When I first began to push forward on the idea of self publishing, sitting at my dining table with a large box of Polaroids that would inevitably create the first issue of Serif & Silver I had only a rough idea of what I was doing. It took weeks of sorting, organizing, shifting, pulling images and re-inserting them into the fold to locate the beginnings of a series within these assorted photographs. Starting out I anticipated that things would reveal themselves to me, as if a giant lock was waiting the combination and all I needed to do was get the images in the correct order. Needless to say that was not the case. Rather it took effort on my end to look within each image and see what it said. See where it came from, and where it was going. In looking at the photographs I was able to construct the story that formed the first issue. A few months later on the heels of releasing Artifacts I was able to hone that in and look at the paired images as if they were a contracted word. Pulling back for Unchanged I was able to look at the larger structure of how the images were made up. See the larger scope of what was surrounding them and how the indirection ties it all together.

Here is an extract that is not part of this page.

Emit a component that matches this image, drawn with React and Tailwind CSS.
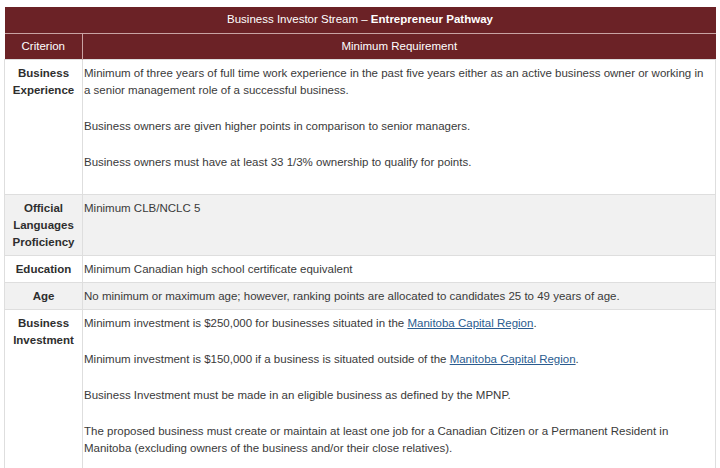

But here I am, looking at publishing what will be the fourth and final issue of Serif & Silver and I feel as if I am only beginning to grasp how these concepts flow together. Sobermesa takes what I have learned of the series, the pair, the surroundings and combines them together for what is the culmination of this project and leaves the discussion open after it is done. I can only hope that regardless of how many issues you read or were able to see my thoughts helped you to look at photography in a brighter light. And on the off chance that it helped you to create your own self-published piece of work, get in touch. I’d love to buy a copy.